The New York Sun is well known for its learned and serious arts coverage, which includes such critics as Adam Kirsch on literature, Jay Nordlinger on classical music, Joel Lobenthal on dance, Lance Esplund, Maureen Mullarkey, and David Cohen on art, Francis Morrone on art and architecture, Otto Penzler on mystery writing, Eric Ormsby on poetry, Carl Rollyson on biography, Amanda Gordon as society editor and Will Friedwald on jazz. The Sun has also received critical praise for its sports section, whose writers include Steven Goldman, Thomas Hauser, John Hollinger, Sean Lahman, and Tim Marchman. Its crossword puzzle, edited by Peter Gordon, has been called one of the two best in the United States . The Sun's sports columns are known for featuring "new-age" or statistics-based writers and analysis, including John Hollinger and various writers from Football Outsiders.

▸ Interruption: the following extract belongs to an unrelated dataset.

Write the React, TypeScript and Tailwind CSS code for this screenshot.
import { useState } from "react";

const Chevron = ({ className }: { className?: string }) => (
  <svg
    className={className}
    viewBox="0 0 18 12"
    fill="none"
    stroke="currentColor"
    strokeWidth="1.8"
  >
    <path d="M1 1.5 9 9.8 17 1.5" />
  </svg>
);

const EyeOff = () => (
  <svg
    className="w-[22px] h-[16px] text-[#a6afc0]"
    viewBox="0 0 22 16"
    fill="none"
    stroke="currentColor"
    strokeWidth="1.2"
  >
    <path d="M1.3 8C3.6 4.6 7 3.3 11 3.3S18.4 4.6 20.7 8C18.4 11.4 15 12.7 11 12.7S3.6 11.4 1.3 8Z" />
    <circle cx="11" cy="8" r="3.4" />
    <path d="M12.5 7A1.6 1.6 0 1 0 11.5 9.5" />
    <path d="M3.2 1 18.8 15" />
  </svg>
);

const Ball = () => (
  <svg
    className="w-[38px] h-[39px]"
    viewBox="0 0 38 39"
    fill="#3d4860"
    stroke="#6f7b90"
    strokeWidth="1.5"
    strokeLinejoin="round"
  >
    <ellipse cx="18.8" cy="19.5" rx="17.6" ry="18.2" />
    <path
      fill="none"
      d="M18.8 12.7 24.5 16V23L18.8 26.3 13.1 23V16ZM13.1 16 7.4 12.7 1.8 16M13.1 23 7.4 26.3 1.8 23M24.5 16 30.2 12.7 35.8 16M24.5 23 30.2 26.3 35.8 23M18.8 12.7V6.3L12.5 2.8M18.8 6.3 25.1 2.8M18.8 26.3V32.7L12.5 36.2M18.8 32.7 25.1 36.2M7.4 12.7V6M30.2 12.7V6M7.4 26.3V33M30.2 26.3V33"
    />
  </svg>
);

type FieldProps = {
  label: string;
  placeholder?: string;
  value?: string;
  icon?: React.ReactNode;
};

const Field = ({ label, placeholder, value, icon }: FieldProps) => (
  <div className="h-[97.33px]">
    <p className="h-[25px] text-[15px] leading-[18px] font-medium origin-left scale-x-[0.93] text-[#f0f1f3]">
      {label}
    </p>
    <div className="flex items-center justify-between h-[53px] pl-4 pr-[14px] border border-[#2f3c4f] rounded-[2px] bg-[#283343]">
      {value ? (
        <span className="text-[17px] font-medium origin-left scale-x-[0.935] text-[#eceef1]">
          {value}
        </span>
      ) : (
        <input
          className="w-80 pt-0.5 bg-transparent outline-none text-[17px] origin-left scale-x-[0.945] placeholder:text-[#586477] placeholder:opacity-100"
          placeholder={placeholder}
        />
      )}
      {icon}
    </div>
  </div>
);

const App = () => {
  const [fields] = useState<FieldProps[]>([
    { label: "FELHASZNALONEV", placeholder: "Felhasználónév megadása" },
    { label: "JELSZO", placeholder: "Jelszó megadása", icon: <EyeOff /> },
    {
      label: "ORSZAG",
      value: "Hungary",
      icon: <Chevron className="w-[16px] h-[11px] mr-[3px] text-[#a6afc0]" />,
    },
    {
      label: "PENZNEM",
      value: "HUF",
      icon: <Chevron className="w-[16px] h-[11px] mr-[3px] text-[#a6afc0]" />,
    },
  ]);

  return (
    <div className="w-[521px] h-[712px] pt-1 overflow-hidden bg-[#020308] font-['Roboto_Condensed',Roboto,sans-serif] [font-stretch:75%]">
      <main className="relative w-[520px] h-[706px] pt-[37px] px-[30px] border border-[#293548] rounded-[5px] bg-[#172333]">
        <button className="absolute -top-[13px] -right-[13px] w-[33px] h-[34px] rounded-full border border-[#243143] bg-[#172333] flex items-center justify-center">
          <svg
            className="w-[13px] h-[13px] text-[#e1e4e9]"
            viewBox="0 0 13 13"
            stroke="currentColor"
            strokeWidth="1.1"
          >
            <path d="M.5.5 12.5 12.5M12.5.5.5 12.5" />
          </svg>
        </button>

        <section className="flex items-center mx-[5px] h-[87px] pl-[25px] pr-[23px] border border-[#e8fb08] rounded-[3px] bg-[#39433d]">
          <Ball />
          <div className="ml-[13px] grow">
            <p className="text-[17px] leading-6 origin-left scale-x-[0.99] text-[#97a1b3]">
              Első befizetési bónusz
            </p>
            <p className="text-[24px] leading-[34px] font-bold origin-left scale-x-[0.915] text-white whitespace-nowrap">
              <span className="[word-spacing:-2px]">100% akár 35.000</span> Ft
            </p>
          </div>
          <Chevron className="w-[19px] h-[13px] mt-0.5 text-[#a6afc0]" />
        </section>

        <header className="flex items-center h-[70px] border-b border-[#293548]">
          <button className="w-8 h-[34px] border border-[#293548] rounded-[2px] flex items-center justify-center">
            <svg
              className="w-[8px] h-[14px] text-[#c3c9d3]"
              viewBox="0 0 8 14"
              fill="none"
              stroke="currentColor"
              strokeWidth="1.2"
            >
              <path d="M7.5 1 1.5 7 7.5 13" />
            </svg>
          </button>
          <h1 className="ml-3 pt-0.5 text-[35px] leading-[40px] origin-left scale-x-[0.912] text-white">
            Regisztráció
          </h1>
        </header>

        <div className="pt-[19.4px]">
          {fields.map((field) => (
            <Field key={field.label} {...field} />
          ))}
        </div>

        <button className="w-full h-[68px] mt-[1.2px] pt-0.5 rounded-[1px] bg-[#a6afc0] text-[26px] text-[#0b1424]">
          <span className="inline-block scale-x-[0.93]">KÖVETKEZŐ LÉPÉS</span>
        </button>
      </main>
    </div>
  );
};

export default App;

Editorial stance and relationship with The New York Times

The Sun was founded by a group of investors including Conrad Black with the intent of providing an alternative to The New York Times. It would put Manhattan and New York state news on its front page (in contrast to the Times' emphasis on national and international news over local issues). The Sun's managing editor Ira Stoll had been a longtime critic of this policy of the Times, as well as what he considered to be liberal bias in Times reporting, in his media watchdog blog smartertimes.com. When smartertimes.com became defunct, its Web traffic was redirected to the Sun website.
   Stoll has characterized the Sun's political orientation as "right-of-center," and an associate of Conrad Black predicted in 2002 that the paper would be "certainly neoconservative in its views." The Sun's roster of columnists includes many prominent neoconservative pundits, including the late William F. Buckley, Jr., Michael Barone, Daniel Pipes, and Mark Steyn.
   The Sun is "known for its pugnacious coverage of Jewish-related issues"; in particular, it's "a strong proponent of Israel's right to defend itself."
   According to Scott Sherman, writing in the left-wing magazine The Nation (4/30/07), the Sun is "a broadsheet that injects conservative ideology into the country's most influential philanthropic, intellectual and media hub; a paper whose day-to-day coverage of New York City emphasizes lower taxes, school vouchers and free-market solutions to urban problems; a paper whose elegant culture pages hold their own against the Times in quality and sophistication; a paper that breaks news and crusades on a single issue; a paper that functions as a journalistic SWAT team against individuals and institutions seen as hostile to Israel and Jews; and a paper that unapologetically displays the scalps of its victims."
   In the same article, Mark Malloch Brown, Kofi Annan's chief of staff at the United Nations, describes the Sun as "a pimple on the backside of American journalism." According to Sherman, Brown "accepts that the paper's obsession with the UN translates into influence... he admits the Sun "does punch way above its circulation number, on occasion." He goes on to say, "Clearly amongst its minuscule circulation were a significant number of diplomats. And so it did at times act as some kind of rebel house paper inside the UN. It fed the gossip mills and what was said in the cafeterias." Richard John Neuhaus writing in First Things descrived the Sun as a paper that has, “.made itself nearly indispensable for New Yorkers”

Circulation

The Audit Bureau of Circulations confirmed that in its first six months of publication the Sun had an average circulation of just under 18,000. By 2005 the paper reported an estimated circulation of 45,000. In December 2005 the Sun withdrew from the Audit Bureau of Circulations to join the Certified Audit of Circulations, whose other New York clients are the free papers The Village Voice and amNewYork, and began an aggressive campaign of free distribution in select neighborhoods. As of 2007 the paper claims a readership of 150,000.
   The Sun's online edition has been accessible for free since August 2006.
   While the Sun claims "150,000 of New York City's Most Influential Readers Every Day," according to April 2007 article in The Nation, its [theSun's] own audit indicates that "the Sun is selling 13,211 hard copies a day and giving away more than 85,000. (By contrast, the Daily News sells about 700,000 copies a day.) In an attempt to lasso subscribers in certain New York ZIP codes, the Sun recently offered free subscriptions for a full year, an unusual way for a newspaper to build circulation."